During processing, a progress bar shows how many frames were encoded, and how many remain. You can interrupt this process at any time by pressing Ctrl+C once, the output video will close nicely to produce a valid file.
If you set the -s, --safe
flag, interrupting the processing will create a checkpoint file (with .ckpt.zip
extension) alongside the flow video, to resume computation later on (see Restart From Checkpoint section). The same thing occurs if an error occurs during the processing. The -s, --safe
flags also enables an history log file that stores commands and output files, to keep track of which file is which and how was it generated.
Checkpoints allows for resuming computation at a given frame. It contains the accumulator data at the frame it was exported at. This helps for lengthy processings or for handling errors. There are three ways of creating checkpoints:
- You can specify a frame interval with the
-ce, --checkpoint-every
argument at which exporting a checkpoint file (with.ckpt.zip
extension). - You can export a checkpoint for the last frame by setting the
-cd, --checkpoint-end
argument. This can be used with the control script (TODO: add reference!) - They can be automatically created with an interruption or error occurs if the
-s, --safe
flag is set (see Interrupint Processing section).
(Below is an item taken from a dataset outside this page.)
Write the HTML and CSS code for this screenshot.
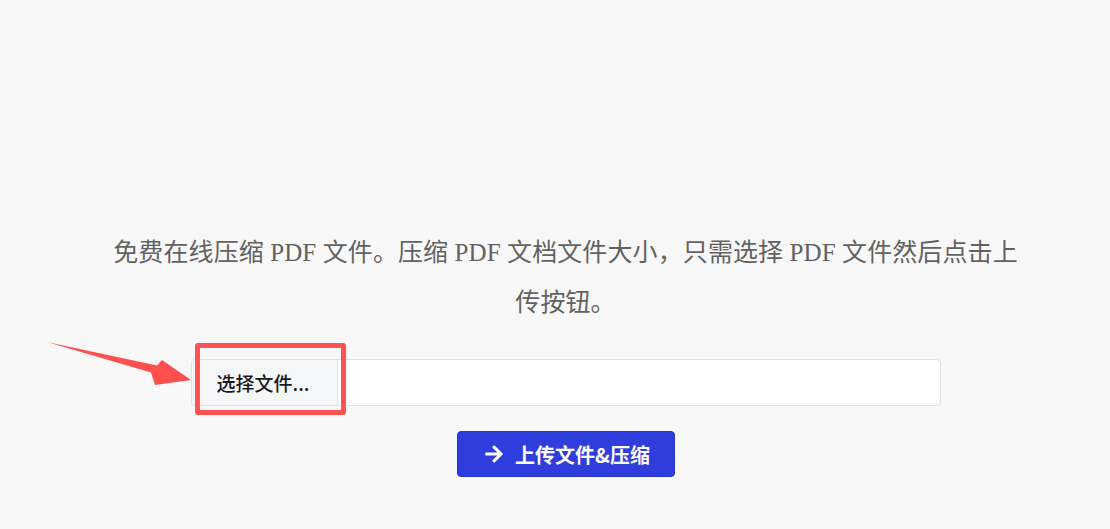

Checkpoints files be passed as flow sources, as they contain data about which flow source was used and where to restart computation. Arguments must be passed again to resume computation in the exact same settings.
Flow source can be seeked with the -ss, --seek
argument. Value must be of the form HH:MM:SS
or HH:MM:SS.FFF
. Bitmap source can be seeked in the same way, with the -bss, --bitmap-seek
argument.
A slice of the flow source can be selected with the -t, --duration
argument, as the duration go from the starting point, with the same format as seeking timestamps. You can also specify an end timestamp instead with the -to, --to
argument and a value of the same format. Intent is similar to FFmpeg expression of seeking.
If you want to use the same flow input multiple times in a loop, you may specify the -r, --repeat
argument with an integer value for how many times you want to use the flow. Default value is 1 (ie. no repetition). If this value is 0, the flow sources loops forever until either the bitmap source is exhausted or the user interrupts the execution.